03 Jun 2022 - 08 Dec 2022
Open in Logseq
    • Listened to this one while driving around, so notes are sketchy. And it was largely meta, the hosts talking about the podcast and podcasting itself.
      • Went back for a 2nd listen, this episode is significant for me because they tackle scientific materialism fairly head-on.
    • flow states and religion. an unusually dumb discussion of neural vs transcendent. Sapolsky ref: he rejects free will, but faces the contradictions and nihilism (should check that out).
    • Bruno Latour ref. If you take away agency from humans you end up giving it to neurons or proteins etc. This insight was at the root of my dissertation but it's weird to hear it from Weird Studies. "They can't communicate an idea without assuming agents". YES. Selfish Gene ref. Latour: at the hypothesis stage you assume agency, and at the end you must use agecny to explain. But in the middle, its just math, not agency (hm, wish I had the exact ref).

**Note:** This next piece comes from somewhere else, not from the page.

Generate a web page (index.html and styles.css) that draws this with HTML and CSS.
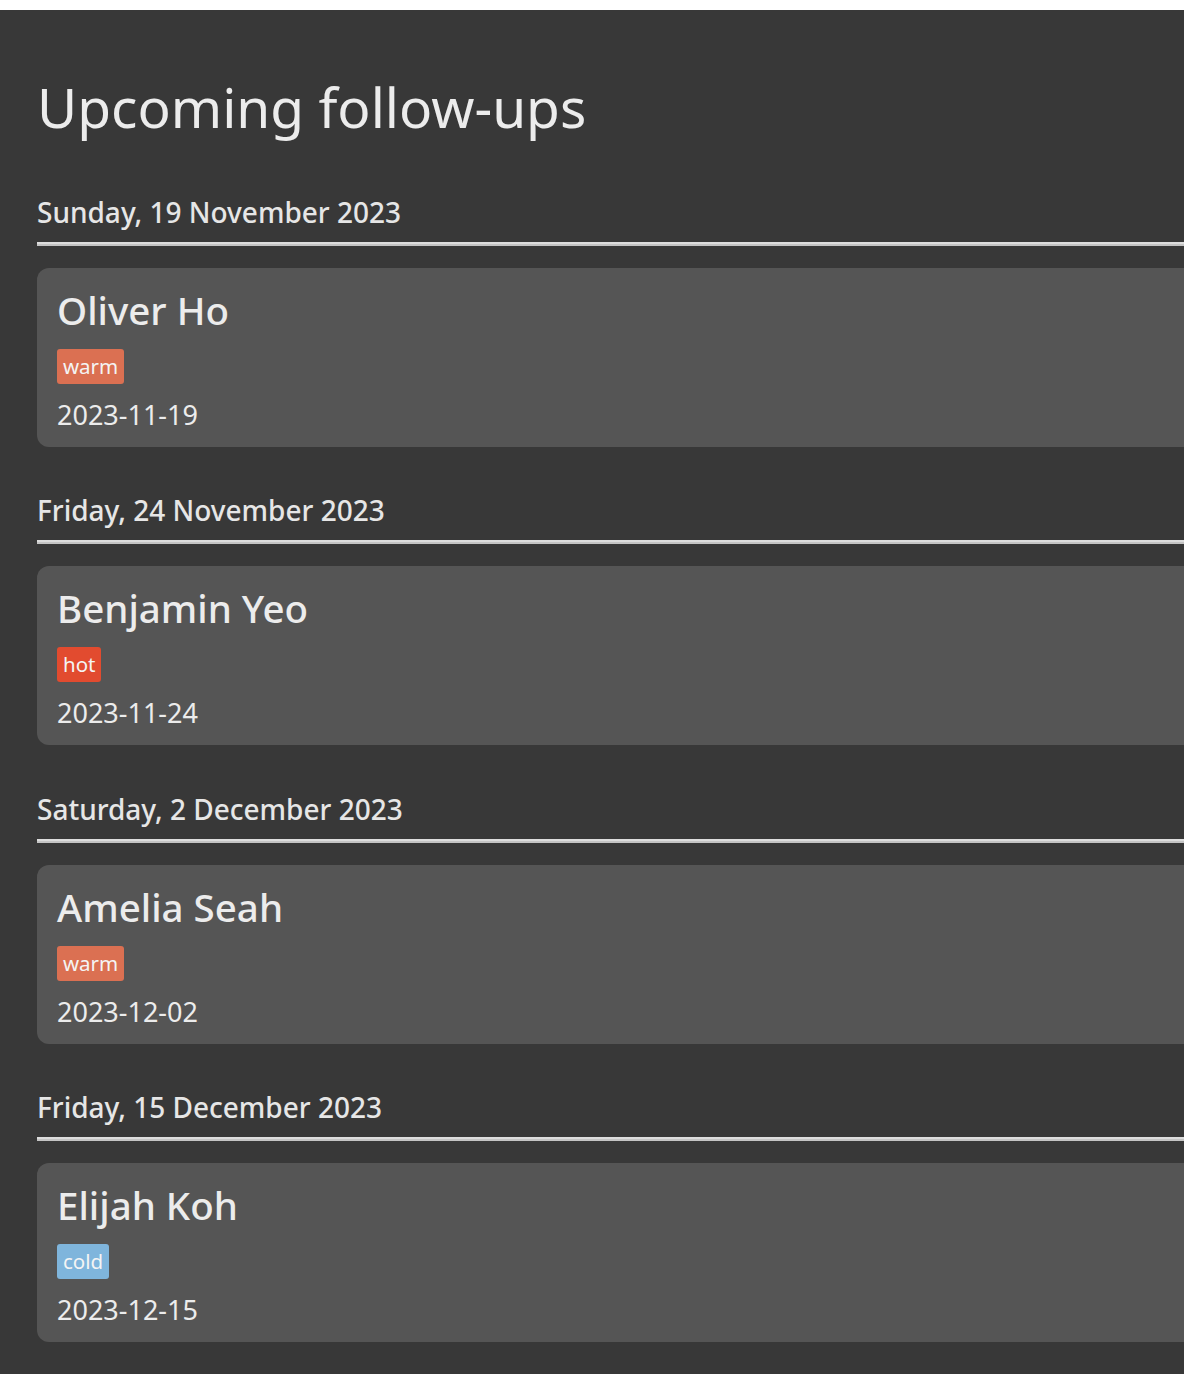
FILE: index.html
```html
<!DOCTYPE html>
<html lang="en">
<head>
<meta charset="utf-8">
<title>Upcoming follow-ups</title>
<link rel="stylesheet" href="styles.css">
</head>
<body>
<main class="page">
  <h1 class="title">Upcoming follow-ups</h1>
  <div class="groups">
    <section class="group">
      <h2 class="day">Sunday, 19 November 2023</h2>
      <article class="card">
        <h3 class="name">Oliver Ho</h3>
        <span class="tag tag-warm">warm</span>
        <div class="date">2023-11-19</div>
      </article>
    </section>
    <section class="group">
      <h2 class="day">Friday, 24 November 2023</h2>
      <article class="card">
        <h3 class="name">Benjamin Yeo</h3>
        <span class="tag tag-hot">hot</span>
        <div class="date">2023-11-24</div>
      </article>
    </section>
    <section class="group">
      <h2 class="day">Saturday, 2 December 2023</h2>
      <article class="card">
        <h3 class="name">Amelia Seah</h3>
        <span class="tag tag-warm">warm</span>
        <div class="date">2023-12-02</div>
      </article>
    </section>
    <section class="group">
      <h2 class="day">Friday, 15 December 2023</h2>
      <article class="card">
        <h3 class="name">Elijah Koh</h3>
        <span class="tag tag-cold">cold</span>
        <div class="date">2023-12-15</div>
      </article>
    </section>
  </div>
</main>
</body>
</html>
```

FILE: styles.css
```css
html, body {
  margin: 0;
  padding: 0;
  background: #ffffff;
}

body {
  padding-top: 10px;
  font-family: "Noto Sans", "Open Sans", sans-serif;
  color: #ececec;
}

.page {
  background: #383838;
  min-height: 1364px;
  padding: 67px 0 40px 37px;
  box-sizing: border-box;
  overflow: hidden;
}

.title {
  margin: 0;
  font-size: 55px;
  line-height: 60px;
  font-weight: 400;
  color: #ececec;
}

.groups {
  margin-right: -40px;
  display: flex;
  flex-direction: column;
  gap: 47.3px;
  margin-top: 59px;
}

.day {
  margin: 0;
  font-size: 28px;
  line-height: 32px;
  font-weight: 500;
  color: #e6e6e6;
  padding-bottom: 14px;
  border-bottom: 2px solid #dddddd;
  box-shadow: 0 2px 0 #c4c4c4;
}

.card {
  margin-top: 24px;
  background: #555555;
  border-radius: 12px;
  padding: 19px 20px 16px;
  display: flex;
  flex-direction: column;
  align-items: flex-start;
}

.name {
  margin: 0;
  font-size: 38.5px;
  line-height: 46px;
  font-weight: 500;
  color: #ececec;
}

.tag {
  margin-top: 16px;
  height: 35px;
  line-height: 35px;
  padding: 0 6px;
  border-radius: 3px;
  font-size: 20.5px;
  color: #f4f4f4;
  box-sizing: border-box;
}

.tag-warm { background: #db7052; }
.tag-hot { background: #e24b2f; }
.tag-cold { background: #7fb5dc; }

.date {
  margin-top: 15px;
  font-size: 27px;
  line-height: 32px;
  color: #ececec;
}
```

    • PF: Sapolsky-style materialism is a form of asceticism. But not spiritual, so what's the point? JFM: Spinozan, a spiritually-responsible materialism. To be enlightened in this view is to acknowledge our meat-machine nature.
    • PF: submission is key (for science, spiritual practice, art) and moderns don't do it. Sloterdijk, askesis, we submit ourselves to practice.

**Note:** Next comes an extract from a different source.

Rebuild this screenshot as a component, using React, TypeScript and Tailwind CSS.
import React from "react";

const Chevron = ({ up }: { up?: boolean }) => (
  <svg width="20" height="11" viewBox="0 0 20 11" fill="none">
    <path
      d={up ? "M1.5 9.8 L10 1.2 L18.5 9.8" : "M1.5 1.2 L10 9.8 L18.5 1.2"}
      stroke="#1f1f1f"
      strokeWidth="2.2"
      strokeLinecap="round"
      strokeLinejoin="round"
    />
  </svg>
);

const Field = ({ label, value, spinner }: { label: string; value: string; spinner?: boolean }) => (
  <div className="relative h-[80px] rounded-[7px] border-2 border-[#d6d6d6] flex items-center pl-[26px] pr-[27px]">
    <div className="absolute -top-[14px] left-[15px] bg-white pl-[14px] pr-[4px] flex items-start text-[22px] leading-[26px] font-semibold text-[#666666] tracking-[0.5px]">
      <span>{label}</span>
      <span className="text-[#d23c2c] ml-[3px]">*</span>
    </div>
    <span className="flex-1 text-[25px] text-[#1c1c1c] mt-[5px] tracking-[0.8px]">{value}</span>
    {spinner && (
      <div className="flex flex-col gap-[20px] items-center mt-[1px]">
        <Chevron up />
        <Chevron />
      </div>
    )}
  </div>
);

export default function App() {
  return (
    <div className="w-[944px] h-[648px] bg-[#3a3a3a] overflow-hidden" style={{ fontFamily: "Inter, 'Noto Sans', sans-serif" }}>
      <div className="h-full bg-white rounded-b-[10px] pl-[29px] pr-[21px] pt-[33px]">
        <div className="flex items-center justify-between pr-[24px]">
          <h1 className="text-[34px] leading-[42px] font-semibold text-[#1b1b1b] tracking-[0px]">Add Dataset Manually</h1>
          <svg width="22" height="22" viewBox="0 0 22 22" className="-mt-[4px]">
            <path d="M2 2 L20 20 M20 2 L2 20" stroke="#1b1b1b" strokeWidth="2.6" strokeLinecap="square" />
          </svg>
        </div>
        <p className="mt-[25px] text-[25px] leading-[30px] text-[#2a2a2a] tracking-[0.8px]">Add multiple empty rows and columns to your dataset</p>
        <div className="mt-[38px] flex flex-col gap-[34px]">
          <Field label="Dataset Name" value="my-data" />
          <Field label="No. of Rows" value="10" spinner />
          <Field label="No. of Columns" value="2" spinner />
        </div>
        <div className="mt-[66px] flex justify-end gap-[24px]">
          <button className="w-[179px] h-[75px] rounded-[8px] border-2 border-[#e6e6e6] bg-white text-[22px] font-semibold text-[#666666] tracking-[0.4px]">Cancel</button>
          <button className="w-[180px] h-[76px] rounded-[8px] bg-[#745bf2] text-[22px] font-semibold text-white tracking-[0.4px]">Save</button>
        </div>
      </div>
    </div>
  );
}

    • Science presents itself as revelation just like the Upanishads (eh, not really)...Science assumes agency doesn't exist but it can't prove it. It's an axiom, and hence a choice.
    • Discussion of the preservation of media works: academic writing is not read by many people at the time but is preserved in libraries for a very long time, typically, podcasts feel like they are written on water.
      • I'm not sure if that's really true, some digital media is short-lived but audio recording formats are going to be reproducible for a long time. And the show is on Internet Archive) so is likely to be persisted as long as civilization doesn't collapse.